Whether I like it or not (and I like it!), I am in “show business.” The Lord said to Satan, “Have you considered My servant Job? For there is no one like him on the earth” (Job 1:8). Disciples are for display, saints are for spectacle. God the Master Artist does not ply His talents to a raw sinner for nothing; He wants His chief enemy, Satan, to observe and understand what happens to a man when he becomes pliable in God’s hands—the very opposite of what Satan was when he sinned.
But God must display me; I cannot display myself. The chief end of His masterpiece in me is not only for the eternal ages (Ephesians 2:7–10), but for now in the midst of this “crooked and perverse generation” (Philippians 2:15). The bumper sticker “Please be patient, God isn’t finished with me yet” is true, but only partly true. There are elements of a finished product within me, and God wants those elements displayed for others to see.

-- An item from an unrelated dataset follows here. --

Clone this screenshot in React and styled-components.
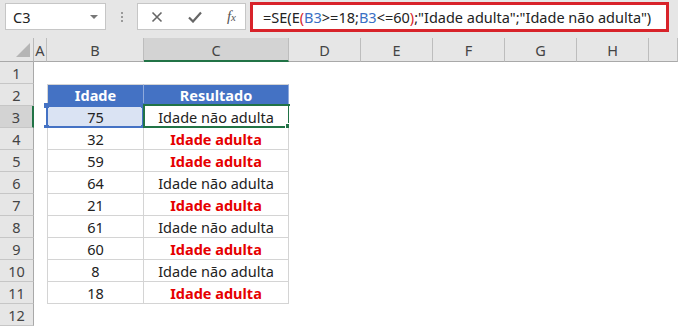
import React from 'react';
import styled, { createGlobalStyle } from 'styled-components';

const GlobalStyle = createGlobalStyle`
  html, body {
    margin: 0;
    padding: 0;
    background: #ffffff;
  }
  body {
    font-family: "Noto Sans", "Open Sans", sans-serif;
  }
`;

const Window = styled.div`
  width: 678px;
  height: 327px;
  overflow: hidden;
  display: flex;
  flex-direction: column;
  background: #ffffff;
`;

const FormulaBar = styled.div`
  height: 38px;
  flex: none;
  box-sizing: border-box;
  background: #e6e6e6;
  display: flex;
  align-items: flex-start;
  padding: 2px 0 0 5px;
`;

const NameBox = styled.div`
  width: 101px;
  height: 27px;
  margin-top: 1px;
  box-sizing: border-box;
  background: #ffffff;
  border: 1px solid #c6c6c6;
  display: flex;
  align-items: center;
  justify-content: space-between;
  padding: 0 7px 0 7px;
  font-size: 14.5px;
  color: #222;
`;

const DropArrow = styled.span`
  width: 0;
  height: 0;
  border-left: 4px solid transparent;
  border-right: 4px solid transparent;
  border-top: 4px solid #777;
`;

const Grip = styled.div`
  width: 31px;
  height: 27px;
  margin-top: 1px;
  display: flex;
  flex-direction: column;
  align-items: center;
  justify-content: center;
  gap: 2px;

  span {
    width: 2px;
    height: 2px;
    background: #9a9a9a;
  }
`;

const EditBox = styled.div`
  width: 109px;
  height: 27px;
  margin-top: 1px;
  box-sizing: border-box;
  background: #ffffff;
  border: 1px solid #c6c6c6;
  display: flex;
  align-items: center;
  justify-content: space-between;
  padding: 0 9px 0 13px;
  color: #666;
`;

const FxLabel = styled.span`
  font-family: "Liberation Serif", "DejaVu Serif", serif;
  font-style: italic;
  font-size: 15px;
  color: #555;

  sub {
    font-size: 11px;
    vertical-align: 0;
  }
`;

const FormulaInput = styled.div`
  width: 419px;
  height: 30px;
  margin-left: 4px;
  box-sizing: border-box;
  background: #ffffff;
  border: 3px solid #d8232a;
  display: flex;
  align-items: center;
  padding-left: 10px;
  font-size: 14.5px;
  color: #222;
  white-space: nowrap;
`;

const Token = styled.span`
  color: ${p => (p.$kind === 'ref' ? '#3a6fc4' : p.$kind === 'paren' ? '#d8232a' : '#222')};
`;

const Sheet = styled.div`
  display: grid;
  grid-template-columns: 34px 13px 97px 145px 72px 72px 72px 72px 72px 1fr;
  grid-template-rows: 24px repeat(12, 22px);
  font-size: 14.5px;
`;

const Corner = styled.div`
  background: #e6e6e6;
  border-right: 1px solid #b9b9b9;
  border-bottom: 1px solid #a9a9a9;
  box-sizing: border-box;
  display: flex;
  align-items: flex-end;
  justify-content: flex-end;
  padding: 0 3px 4px 0;

  &::after {
    content: '';
    width: 0;
    height: 0;
    border-left: 14px solid transparent;
    border-bottom: 14px solid #b5b5b5;
  }
`;

const ColHead = styled.div`
  box-sizing: border-box;
  background: ${p => (p.$selected ? '#d3d3d3' : '#e6e6e6')};
  border-right: 1px solid #bdbdbd;
  border-bottom: ${p => (p.$selected ? '2px solid #217346' : '1px solid #a9a9a9')};
  display: flex;
  align-items: center;
  justify-content: center;
  padding-top: ${p => (p.$selected ? '1px' : '0')};
  color: #444;
`;

const RowHead = styled.div`
  box-sizing: border-box;
  background: ${p => (p.$selected ? '#d3d3d3' : '#e6e6e6')};
  border-bottom: 1px solid #c6c6c6;
  border-right: ${p => (p.$selected ? '2px solid #217346' : '1px solid #a9a9a9')};
  display: flex;
  align-items: center;
  justify-content: center;
  color: #444;
`;

const Cell = styled.div`
  position: relative;
  box-sizing: border-box;
  display: flex;
  align-items: center;
  justify-content: center;
  white-space: nowrap;
  color: ${p => (p.$red ? '#e60000' : p.$head ? '#ffffff' : '#222')};
  font-weight: ${p => (p.$red || p.$head ? 700 : 400)};
  background: ${p => (p.$head ? '#4472c4' : p.$ref ? '#dae3f3' : '#ffffff')};
  ${p => p.$table && `
    border-right: 1px solid ${p.$head ? '#8faadc' : '#d4d4d4'};
    border-bottom: 1px solid #d4d4d4;
  `}
  ${p => p.$first && 'border-left: 1px solid #d4d4d4;'}
  ${p => p.$top && 'border-top: 1px solid #d4d4d4;'}
`;

const ActiveFrame = styled.span`
  position: absolute;
  inset: -2px -2px -1px -1px;
  border: 2px solid #217346;
  pointer-events: none;

  &::after {
    content: '';
    position: absolute;
    right: -4px;
    bottom: -4px;
    width: 5px;
    height: 5px;
    background: #217346;
    border: 1px solid #ffffff;
  }
`;

const RefFrame = styled.span`
  position: absolute;
  inset: -1px -1px -1px -2px;
  border: 2px solid #4472c4;
  pointer-events: none;
`;

const RefHandle = styled.span`
  position: absolute;
  width: 5px;
  height: 5px;
  background: #4472c4;
  ${p => (p.$top ? 'top: -3px;' : 'bottom: -3px;')}
  ${p => (p.$left ? 'left: -4px;' : 'right: -3px;')}
`;

const columns = ['A', 'B', 'C', 'D', 'E', 'F', 'G', 'H', ''];

const data = [
  [75, false],
  [32, true],
  [59, true],
  [64, false],
  [21, true],
  [61, false],
  [60, true],
  [8, false],
  [18, true],
];

const formula = [
  ['=SE(E', 'text'],
  ['(', 'paren'],
  ['B3', 'ref'],
  ['>=18;', 'text'],
  ['B3', 'ref'],
  ['<=60', 'text'],
  [')', 'paren'],
  [';"Idade adulta";"Idade não adulta")', 'text'],
];

const CrossIcon = () => (
  <svg width="12" height="12" viewBox="0 0 12 12">
    <path d="M1.5 1.5 L10.5 10.5 M10.5 1.5 L1.5 10.5" stroke="#666" strokeWidth="1.6" fill="none" />
  </svg>
);

const CheckIcon = () => (
  <svg width="14" height="12" viewBox="0 0 14 12">
    <path d="M1 6.5 L5 10.5 L13 1.5" stroke="#666" strokeWidth="2.2" fill="none" />
  </svg>
);

const emptyRow = key => columns.map((c, i) => <Cell key={`${key}-${i}`} />);

const App = () => {
  const rows = [];
  for (let r = 1; r <= 12; r++) {
    const cells = [];
    cells.push(<RowHead key={`h${r}`} $selected={r === 3}>{r}</RowHead>);
    if (r === 2) {
      cells.push(<Cell key="a2" />);
      cells.push(<Cell key="b2" $table $head $first $top>Idade</Cell>);
      cells.push(<Cell key="c2" $table $head $top>Resultado</Cell>);
      for (let i = 0; i < 6; i++) cells.push(<Cell key={`e2-${i}`} />);
    } else if (r >= 3 && r <= 11) {
      const [age, adult] = data[r - 3];
      const active = r === 3;
      cells.push(<Cell key={`a${r}`} />);
      cells.push(
        <Cell key={`b${r}`} $table $first $ref={active}>
          {age}
          {active && (
            <>
              <RefFrame />
              <RefHandle $top $left />
              <RefHandle $left />
              <RefHandle $top />
              <RefHandle />
            </>
          )}
        </Cell>
      );
      cells.push(
        <Cell key={`c${r}`} $table $red={adult}>
          {adult ? 'Idade adulta' : 'Idade não adulta'}
          {active && <ActiveFrame />}
        </Cell>
      );
      for (let i = 0; i < 6; i++) cells.push(<Cell key={`e${r}-${i}`} />);
    } else {
      cells.push(...emptyRow(`r${r}`));
    }
    rows.push(...cells);
  }

  return (
    <Window>
      <GlobalStyle />
      <FormulaBar>
        <NameBox>
          C3
          <DropArrow />
        </NameBox>
        <Grip>
          <span />
          <span />
          <span />
        </Grip>
        <EditBox>
          <CrossIcon />
          <CheckIcon />
          <FxLabel>
            f<sub>x</sub>
          </FxLabel>
        </EditBox>
        <FormulaInput>
          {formula.map(([text, kind], i) => (
            <Token key={i} $kind={kind}>
              {text}
            </Token>
          ))}
        </FormulaInput>
      </FormulaBar>
      <Sheet>
        <Corner />
        {columns.map(c => (
          <ColHead key={c || 'end'} $selected={c === 'C'}>
            {c}
          </ColHead>
        ))}
        {rows}
      </Sheet>
    </Window>
  );
};

export default App;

Remember Daniel? The den of lions was not for Daniel’s benefit, but for the king’s. “Daniel … has your God … been able to deliver you from the lions?” (Daniel 6:20). Looking into the den, the pagan king Darius saw a servant of God displaying the victory over the lions that his faith had made possible. He was astonished and impressed, so& much so that he issued a decree: “the God of Daniel … is the living God … [who] delivers and rescues and performs signs and wonders” (6:25–27). Daniel was an actor in a living drama, and the result was applause to Almighty God.
Have you seen my servant ________? Dare I put my name here a one whom the Lord can display? I see now what Paul meant when he called himself God’s exhibition and God’s “spectacle” to the world (1 Corinthians 4:9). What a glory to be a chosen showpiece of God!
“For we are His workmanship, created in Christ Jesus for good works, which God prepared beforehand, that we should walk in them” (Ephesians 2:10).